**Problem to work on:** Each line from the top of the listing through the one holding "open = true;" should be restated word for word, with nothing added and no pictures.

**Given data:**
— BEGIN —

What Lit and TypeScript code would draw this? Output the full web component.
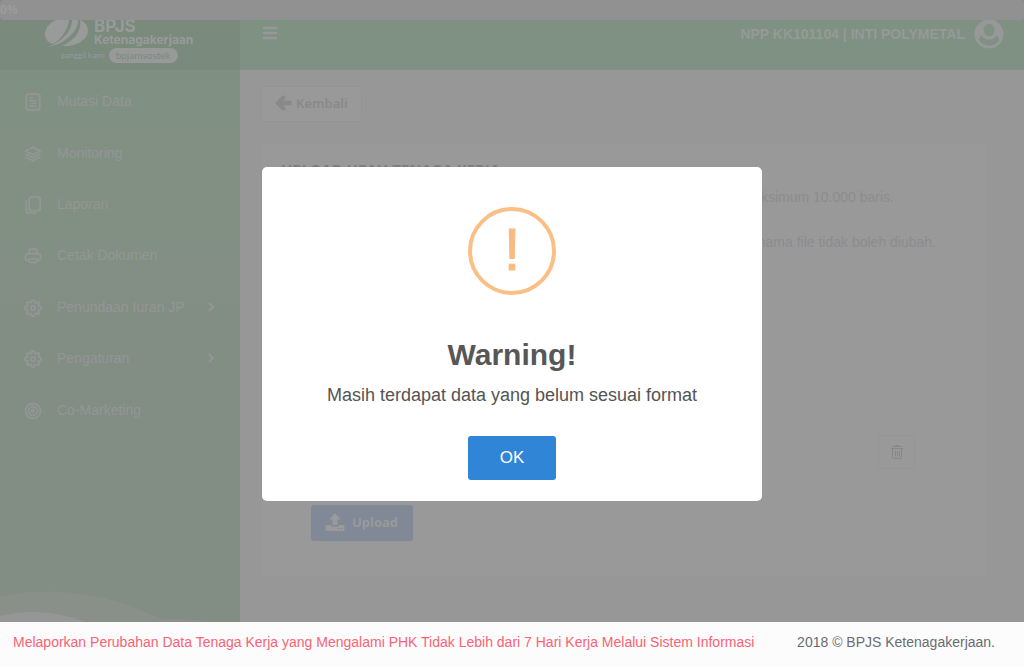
import { LitElement, html, css, svg, nothing } from "lit";
import { customElement, state } from "lit/decorators.js";

const gear = svg`
  <path d="M10.4 1.500h3.2l.6 3 1.700.7 2.500-1.700 2.200 2.200-1.700 2.500.7 1.700 3 .6v3.200l-3 .6-.7 1.700 1.700 2.500-2.200 2.200-2.500-1.700-1.700.7-.6 3h-3.200l-.6-3-1.700-.7-2.500 1.700-2.200-2.200 1.700-2.500-.7-1.700-3-.6v-3.200l3-.6.7-1.700-1.700-2.500 2.200-2.200 2.500 1.700 1.700-.7z"/>
  <circle cx="12" cy="12" r="3"/>`;

const icons: Record<string, unknown> = {
  doc: svg`<rect x="3" y="1.500" width="18" height="21" rx="2.500"/><path stroke-width="2" d="M7 6.700h5M7 10.200h10M9 13.800h8M7 17.300h10"/>`,
  layers: svg`<path d="M12 3 22 8 12 13 2 8zM2 12l10 5 10-5M2 16l10 5 10-5"/>`,
  copy: svg`<rect x="7" y="1.500" width="14.500" height="18" rx="3"/><path d="M3 5.500v14a3 3 0 0 0 3 3h11"/>`,
  print: svg`<path d="M7 9V3h10v6M6 18H4.500A2.500 2.500 0 0 1 2 15.500v-4A2.500 2.500 0 0 1 4.500 9h15a2.500 2.500 0 0 1 2.500 2.500v4a2.500 2.500 0 0 1-2.500 2.500H18"/><rect x="6.500" y="15.500" width="11" height="5" rx="2"/>`,
  gear,
  target: svg`<circle cx="12" cy="12" r="10"/><circle cx="12" cy="12" r="6"/><circle cx="12" cy="12" r="2"/>`,
};

const menu = [
  { icon: "doc", label: "Mutasi Data" },
  { icon: "layers", label: "Monitoring" },
  { icon: "copy", label: "Laporan" },
  { icon: "print", label: "Cetak Dokumen" },
  { icon: "gear", label: "Penundaan Iuran JP", sub: true },
  { icon: "gear", label: "Pengaturan", sub: true },
  { icon: "target", label: "Co-Marketing" },
];

@customElement("app-root")
export class AppRoot extends LitElement {
  @state() private open = true;

  static styles = css`
    :host {
      display: flex;
      flex-direction: column;
      height: 100vh;
      overflow: hidden;
      position: relative;
      background: #979797;
      color: #8c8c8e;
      font: 14px/20px "Liberation Sans", Arial, sans-serif;
    }
    * { box-sizing: border-box; }
    button { font: inherit; cursor: pointer; margin: 0; }
    a { color: inherit; text-decoration: none; }
    .progress {
      position: absolute;
      inset: 0 0 auto 0;
      height: 20px;
      background: #919191;
      border-radius: 4px;
      color: #9c9c9c;
      font: bold 12px/20px "Noto Sans", sans-serif;
      z-index: 2;
    }
    .shell { flex: 1; min-height: 0; display: flex; }
    .side {
      width: 240px;
      flex: none;
      display: flex;
      flex-direction: column;
      background: linear-gradient(#7d9083, #829083 30%, #828d84 60%, #828d84);
      color: #949696;
    }
    .brand {
      height: 70px;
      flex: none;
      padding: 17px 0 0 43px;
      background: #7a8a7d;
      color: #999b9a;
    }
    .brandrow { display: flex; gap: 5px; height: 31px; }
    .swirl { width: 46px; height: 31px; flex: none; }
    .name {
      display: flex;
      flex-direction: column;
      font-family: Inter, sans-serif;
      font-weight: 700;
    }
    .big { font-size: 17px; line-height: 18px; }
    .small { font-size: 12px; line-height: 10px; }
    .tag {
      display: flex;
      align-items: center;
      gap: 4px;
      padding-left: 18px;
      font: 8px/15px Lato, sans-serif;
    }
    .pill {
      background: #989a99;
      color: #7a8a7d;
      border-radius: 8px;
      padding: 0 7px;
      font-size: 10px;
    }
    .menu {
      list-style: none;
      margin: 6px 0 0;
      padding: 0;
      height: 360px;
      flex: none;
      display: grid;
      grid-auto-rows: 1fr;
    }
    .item {
      display: flex;
      align-items: center;
      height: 100%;
      padding: 0 24px 1px;
      gap: 15px;
    }
    .icon {
      width: 18px;
      height: 18px;
      flex: none;
      fill: none;
      stroke: currentColor;
      stroke-width: 2.4;
      stroke-linejoin: round;
      margin-top: 2px;
    }
    .chev { width: 10px; height: 10px; margin-left: auto; fill: none; stroke: currentColor; stroke-width: 2; }
    .waves { margin-top: auto; width: 100%; height: 32px; flex: none; display: block; }
    .main { flex: 1; min-width: 0; display: flex; flex-direction: column; }
    .top {
      height: 70px;
      flex: none;
      display: flex;
      align-items: center;
      justify-content: space-between;
      padding: 0 20px 2px 22px;
      background: #7f9183;
      color: #979998;
      font-weight: bold;
    }
    .burger { border: 0; background: none; padding: 0 0 2px; color: inherit; display: flex; }
    .user { display: flex; align-items: center; gap: 9px; }
    .content {
      flex: 1;
      display: flex;
      flex-direction: column;
      align-items: flex-start;
      gap: 21px;
      padding: 16px 37px 45px 21px;
    }
    .back {
      display: flex;
      align-items: center;
      gap: 4px;
      height: 36px;
      padding: 0 13px 2px;
      border: 1px solid #949494;
      border-radius: 3px;
      background: #999;
      color: #898989;
      font: 600 13px/20px "Noto Sans", sans-serif;
    }
    .card {
      align-self: stretch;
      flex: 1;
      display: flex;
      flex-direction: column;
      border: 1px solid #969696;
      border-radius: 3px;
      background: #999;
      padding: 13px 19px 35px;
    }
    .title { margin: 0; font: bold 15px/24px "Noto Sans", sans-serif; color: #7e7e80; }
    .notes { margin: 6px 0 0; padding: 0; list-style: none; text-align: right; }
    .note { line-height: 20px; margin-bottom: 25px; }
    .first { padding-right: 73px; }
    .second { padding-right: 31px; }
    .actions { margin-top: auto; display: flex; flex-direction: column; gap: 36px; padding: 0 52px 0 30px; }
    .trash {
      align-self: flex-end;
      width: 37px;
      height: 34px;
      padding: 0;
      border: 1px solid #959595;
      border-radius: 3px;
      background: #999;
      color: #878787;
      display: grid;
      place-items: center;
    }
    .upload {
      align-self: flex-start;
      display: flex;
      align-items: center;
      gap: 7px;
      height: 36px;
      padding: 0 15px 2px 14px;
      border: 0;
      border-radius: 3px;
      background: #808995;
      color: #989a9c;
      font: 700 13px/20px "Noto Sans", sans-serif;
    }
    .foot {
      height: 45px;
      flex: none;
      display: flex;
      align-items: center;
      justify-content: space-between;
      padding: 0 29px 5px 13px;
      background: #fcfcfc;
      color: #6a6c72;
      white-space: nowrap;
    }
    .alert { color: #fb6274; }
    .veil { position: absolute; inset: 0; display: grid; place-items: center; z-index: 3; }
    .modal {
      width: min(500px, 92vw);
      display: flex;
      flex-direction: column;
      align-items: center;
      padding: 40px 20px 21px;
      border-radius: 5px;
      background: #fff;
      color: #545454;
      text-align: center;
    }
    .mark {
      width: 88px;
      height: 88px;
      border: 4px solid #fabf85;
      border-radius: 50%;
      color: #f8bb86;
      font-size: 60px;
      line-height: 78px;
      -webkit-text-stroke: 1px #f8bb86;
    }
    .head { margin: 40px 0 0; font-size: 30px; line-height: 40px; color: #575757; }
    .msg { margin: 10px 0 31px; font-size: 18px; line-height: 20px; }
    .ok {
      width: 88px;
      height: 44px;
      border: 0;
      border-radius: 3px;
      background: #3085d6;
      color: #fff;
      font-size: 17px;
    }
  `;

  render() {
    return html`
      <div class="progress" role="progressbar" aria-valuenow="0">0%</div>
      <div class="shell">
        <nav class="side">
          <div class="brand">
            <div class="brandrow">
              <svg class="swirl" viewBox="0 0 46 31" fill="currentColor">
                <path d="M26 1C14 0 2 7 2 17c0 6 4 9 8 10C18 22 26 12 26 1z"/>
                <path d="M29 1c1 11-7 22-24 29 14-2 31-14 30-28z"/>
                <path d="M37 3c2 12-7 21-18 26 15 1 26-7 26-15 0-5-3-9-8-11z"/>
              </svg>
              <div class="name"><span class="big">BPJS</span><span class="small">Ketenagakerjaan</span></div>
            </div>
            <div class="tag"><span>panggil kami</span><span class="pill">bpjamsostek</span></div>
          </div>
          <ul class="menu">
            ${menu.map((m) => html`
              <li><a class="item" href="#">
                <svg class="icon" viewBox="0 0 24 24">${icons[m.icon]}</svg>
                <span>${m.label}</span>
                ${m.sub ? html`<svg class="chev" viewBox="0 0 10 10"><path d="M3 1l4 4-4 4"/></svg>` : nothing}
              </a></li>`)}
          </ul>
          <svg class="waves" viewBox="0 0 240 32" preserveAspectRatio="none">
            <path fill="#899089" d="M0 6C50-4 110 2 160 29c20-1 35 0 50 3H0z"/>
            <path fill="#959695" d="M0 26c28-7 58-5 85 6H0z"/>
          </svg>
        </nav>
        <div class="main">
          <header class="top">
            <button class="burger" aria-label="Menu">
              <svg width="16" height="14" viewBox="0 0 16 14" stroke="currentColor" stroke-width="2.500" stroke-linecap="round"><path d="M2 2h12M2 7h12M2 12h12"/></svg>
            </button>
            <div class="user">
              <span>NPP KK101104 | INTI POLYMETAL</span>
              <svg width="30" height="30" viewBox="0 0 30 30">
                <circle cx="15" cy="15" r="14.500" fill="currentColor"/>
                <path fill="#7f9183" d="M7.500 16.500C5.500 17.500 5 19.500 5 21.500c2.300 3.400 6 5.200 10 5.200s7.700-1.800 10-5.200c0-2-.5-4-2.500-5-1.500 2.500-4.300 4-7.500 4s-6-1.500-7.500-4z"/>
                <ellipse cx="15" cy="11.500" rx="6.600" ry="7.800" fill="currentColor"/>
                <ellipse cx="15" cy="11" rx="5.400" ry="6.500" fill="#7f9183"/>
              </svg>
            </div>
          </header>
          <main class="content">
            <button class="back">
              <svg width="17" height="16" viewBox="0 0 17 16" fill="currentColor"><path d="M0 8 7.500.500 9 .500 10.500 2v1L8 5.800H16.500v4.400H8l2.500 2.800v1L9 15.500H7.500z"/></svg>
              Kembali
            </button>
            <section class="card">
              <h1 class="title">UPLOAD UPAH TENAGA KERJA</h1>
              <ul class="notes">
                <li class="note first">Jumlah data maksimum 10.000 baris.</li>
                <li class="note second">Format dan nama file tidak boleh diubah.</li>
              </ul>
              <div class="actions">
                <button class="trash" aria-label="Hapus">
                  <svg width="12" height="14" viewBox="0 0 12 14" fill="none" stroke="currentColor"><path d="M0 3.500h12M1 1.500h10M4 .500h4M1.500 3v9.500a1 1 0 0 0 1 1h7a1 1 0 0 0 1-1V3M4.500 6v5.500M6.500 6v5.500M8.500 6v5.500"/></svg>
                </button>
                <button class="upload">
                  <svg width="20" height="18" viewBox="0 0 20 18" fill="currentColor"><path d="M10 0l6 6.500h-3.500V12h-5V6.500H4zM1.500 12H6v1.500h8V12h4.500a1 1 0 0 1 1 1v4a1 1 0 0 1-1 1h-17a1 1 0 0 1-1-1v-4a1 1 0 0 1 1-1z"/><path fill="#808995" d="M13 15h1.500v1H13zM16 15h1.500v1H16z"/></svg>
                  Upload
                </button>
              </div>
            </section>
          </main>
        </div>
      </div>
      <footer class="foot">
        <span class="alert">Melaporkan Perubahan Data Tenaga Kerja yang Mengalami PHK Tidak Lebih dari 7 Hari Kerja Melalui Sistem Informasi</span>
        <span>2018 © BPJS Ketenagakerjaan.</span>
      </footer>
      ${this.open ? html`
        <div class="veil">
          <div class="modal" role="dialog" aria-modal="true" aria-labelledby="head">
            <div class="mark">!</div>
            <h2 class="head" id="head">Warning!</h2>
            <p class="msg">Masih terdapat data yang belum sesuai format</p>
            <button class="ok" @click=${() => (this.open = false)}>OK</button>
          </div>
        </div>` : nothing}
    `;
  }
}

— END —

**Right answer:**
What Lit and TypeScript code would draw this? Output the full web component.
import { LitElement, html, css, svg, nothing } from "lit";
import { customElement, state } from "lit/decorators.js";

const gear = svg`
  <path d="M10.4 1.500h3.2l.6 3 1.700.7 2.500-1.700 2.200 2.200-1.700 2.500.7 1.700 3 .6v3.200l-3 .6-.7 1.700 1.700 2.500-2.200 2.200-2.500-1.700-1.700.7-.6 3h-3.200l-.6-3-1.700-.7-2.500 1.700-2.200-2.200 1.700-2.500-.7-1.700-3-.6v-3.200l3-.6.7-1.700-1.700-2.500 2.200-2.200 2.500 1.700 1.700-.7z"/>
  <circle cx="12" cy="12" r="3"/>`;

const icons: Record<string, unknown> = {
  doc: svg`<rect x="3" y="1.500" width="18" height="21" rx="2.500"/><path stroke-width="2" d="M7 6.700h5M7 10.200h10M9 13.800h8M7 17.300h10"/>`,
  layers: svg`<path d="M12 3 22 8 12 13 2 8zM2 12l10 5 10-5M2 16l10 5 10-5"/>`,
  copy: svg`<rect x="7" y="1.500" width="14.500" height="18" rx="3"/><path d="M3 5.500v14a3 3 0 0 0 3 3h11"/>`,
  print: svg`<path d="M7 9V3h10v6M6 18H4.500A2.500 2.500 0 0 1 2 15.500v-4A2.500 2.500 0 0 1 4.500 9h15a2.500 2.500 0 0 1 2.500 2.500v4a2.500 2.500 0 0 1-2.500 2.500H18"/><rect x="6.500" y="15.500" width="11" height="5" rx="2"/>`,
  gear,
  target: svg`<circle cx="12" cy="12" r="10"/><circle cx="12" cy="12" r="6"/><circle cx="12" cy="12" r="2"/>`,
};

const menu = [
  { icon: "doc", label: "Mutasi Data" },
  { icon: "layers", label: "Monitoring" },
  { icon: "copy", label: "Laporan" },
  { icon: "print", label: "Cetak Dokumen" },
  { icon: "gear", label: "Penundaan Iuran JP", sub: true },
  { icon: "gear", label: "Pengaturan", sub: true },
  { icon: "target", label: "Co-Marketing" },
];

@customElement("app-root")
export class AppRoot extends LitElement {
  @state() private open = true;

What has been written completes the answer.